A YES contract at $0.65 means: - Market implies 65% probability the event occurs - Buy YES at $0.65: gain ~$0.35 if correct, lose ~$0.65 if wrong - Buy NO at $0.35: gain ~$0.65 if correct, lose ~$0.35 if wrong In a frictionless market, YES_price + NO_price = $1.00.
The hub article Introduction to Prediction Markets covers the broader context; this article digs into the mechanics of the contracts themselves.
The Core Structure: Binary Outcomes With Fixed Payoffs #
Every YES/NO event contract has exactly two mutually exclusive outcomes:
- YES resolves TRUE: The specified condition is met — contract pays $1.00
- NO resolves TRUE: The specified condition is not met — contract pays $0.00
There is no draw, no partial outcome, no maybe. The contract settles binary, final. This is at the core different from stocks where P&L has infinite possible outcomes, or futures where price can go anywhere. In prediction markets, maximum gain and maximum loss are fixed at entry.
This fixed-payout structure has profound implications for risk management. When you buy YES at $0.65:
- Maximum loss: $0.65 (your cost basis)
- Maximum gain: $0.35 (the remaining amount to $1.00)

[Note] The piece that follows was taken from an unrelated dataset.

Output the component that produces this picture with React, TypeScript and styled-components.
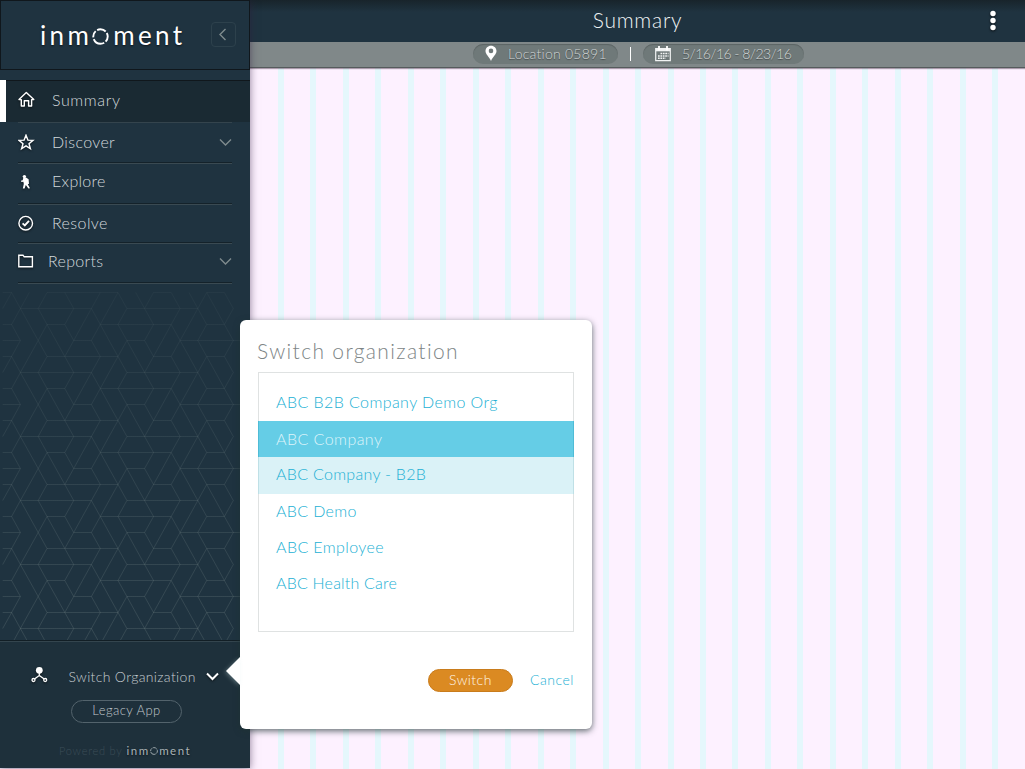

- No margin calls. No loss beyond your purchase price.
This categorical risk limit is one of the most distinctive features of prediction market trading versus other derivatives.
Contract Pricing: The Probability Decimal #
Kalshi prices contracts between $0.01 and $0.99. The price directly encodes probability.
A YES contract at $0.65 means:
- Market implies 65% probability the event occurs
- Buy YES at $0.65: gain ~$0.35 if correct, lose ~$0.65 if wrong
- Buy NO at $0.35: gain ~$0.65 if correct, lose ~$0.35 if wrong
In a frictionless market, YES_price + NO_price = $1.00. The real-world gap from $1.00 is the spread — market makers earn this gap for providing liquidity and immediacy.
Understanding Price Movement #
Contract prices move as information flows into the market. If you're trading a Fed rate cut contract priced at $0.45 and the Fed Chair makes surprisingly dovish comments, the YES price might jump to $0.62 in minutes as buyers rush in.
This is exactly like any other market: new information changes the market's consensus probability, which moves the price. Unlike stocks, though, you always know the bounds — the price cannot exceed $0.99 or fall below $0.01.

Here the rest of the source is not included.